Hard to believe that it’s been a year since we first left.

If you were to turn the clock back 365 days, I’d have not yet been to Macau, Hong Kong or any part of China. As of today, I’ve visited Macau twice, been fortunate enough to experience Hong Kong as a day-tripper, and got stuck in Shanghai for several days longer than expected.

I can’t wait to go back.

I’ve thought about Macau or Hong Kong every single day since I’ve been back in the United States. Here’s why.

I was fortunate as a kid to travel around Europe, the Middle East and parts of Asia. My parents were travelers and my brother and I got to tag along. I saw the pyramids in Egypt, the Wailing Wall in Jerusalem, the Parthenon, and more. For whatever reason, I’ve always found history to be all-consuming. Being able to see those sites was an amazing privilege and I am very grateful.

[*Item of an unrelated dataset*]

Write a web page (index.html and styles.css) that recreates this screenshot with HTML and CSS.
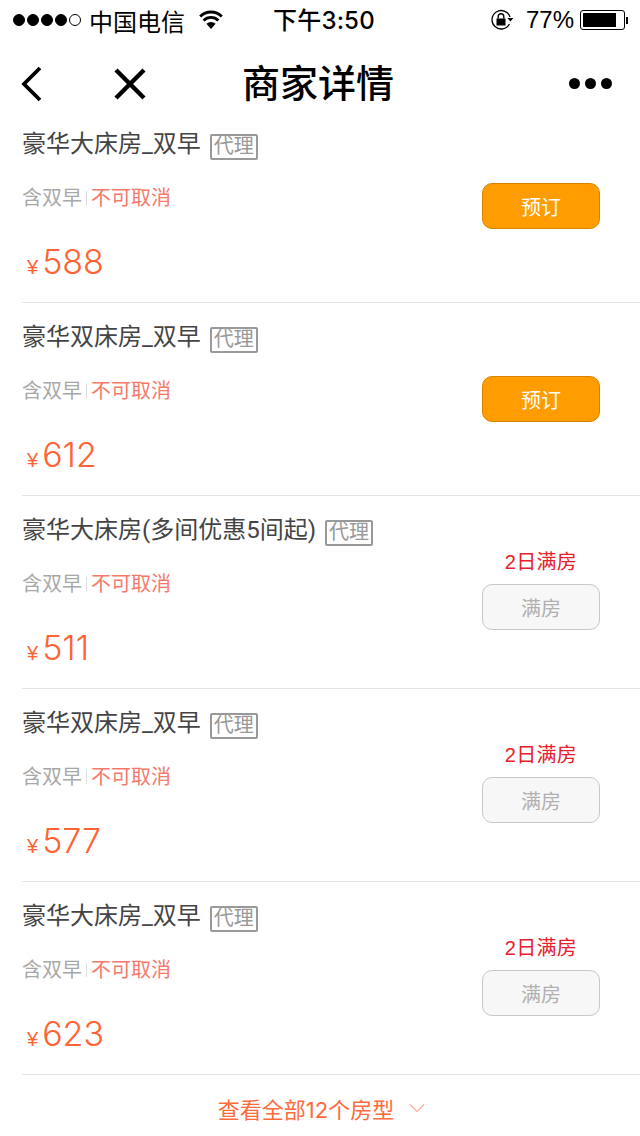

Looking back, I feel like my introduction to China is similar to my introduction to Las Vegas.

I was 17 the first time I went to Vegas and I was introduced to a city that would capture my imagination completely. Of course, I knew the basics just from pop-culture (this was the late 90s, pre-Bellagio) but that was about it. I didn’t know the names or the history other than some inaccurate movies.

Between the ages of 18 and 25, I would visit every chance I got. I had a job that sent me there a few times a year for conferences. Even though I couldn’t drink or gamble at first, I would relish those trips and even go on my own, building the RateVegas.com website and starting to write the Two Way Hard Three casino design blog. Nobody took me seriously.

People ask me often why I care about Las Vegas. They ask the same question about Macau. The obvious assumption is that I’m a big gambler.

I do enjoy gambling — craps, roulette, sic bo, and the occasional slot machine — but it’s really not my driver. I’m completely enamored by the business conditions that allow these places to exist. Where else can you build a $4 billion hotel with only 1,700 rooms but in Macau? Nowhere. It makes no sense anywhere else and at Wynn Palace, the hotel I’m thinking of, the rooms are all top-notch.

The economics of gaming allow for hospitality palaces to be built in some otherwise odd corners of the globe, and I find that fascinating.

I left Los Angeles International Airport for Macau late June 2016 with my best friend. We flew first to Shanghai Pudong, not knowing that we’d eventually get to know the airport quite well.

Our initial landing into Macau was dramatic. We flew over majestic Hong Kong and then arrived in Macau. We made a wide arc, circling the famous casinos on both the Cotai Strip and the peninsula.

We landed without incident. Despite being tired from a long day, I was very excited. It felt amazing to be on the other side of the world.

We did the standard dance through customs and immigration and were ready to get onto a bus (as is the standard in Macau — all casinos have free busses from the transit hubs). I fiddled with my new local SIM card most of the way while Chuck was shooting photos. He was always better at being present in the moment than I was. I was focused on fucking Wi-Fi.

We both got off at Wynn Macau. He was staying across the street but I think the combination of wanting to be a good friend (he had been to Macau before and wanted to be sure I was okay) and also air-conditioning convinced him to follow me inside. It was hot as fuck.

I checked in without incident and I made my way upstairs (I was worried about international CC bullshit but it was fine). My room at Wynn Macau was standard so nothing special but I was struck by how similar it was to the rooms in Las Vegas. The kind of spot where if you closed the shades, you’d never know you were in China. Over the course of my stay, I often woke up at night and forgot where I was.

Chuck took a few photos and then headed off to his hotel which was across the street (well, sort of — he had to go under a tunnel type thing and haul his bags — bummer).

I was on my own. My body clock was totally screwed up — it was late afternoon in Macau but for me it felt like it was four days since I slept. I was tired. I stayed up as late as I could — ordered some food from room service that was great — but then passed out. I was in Macau. I had made it.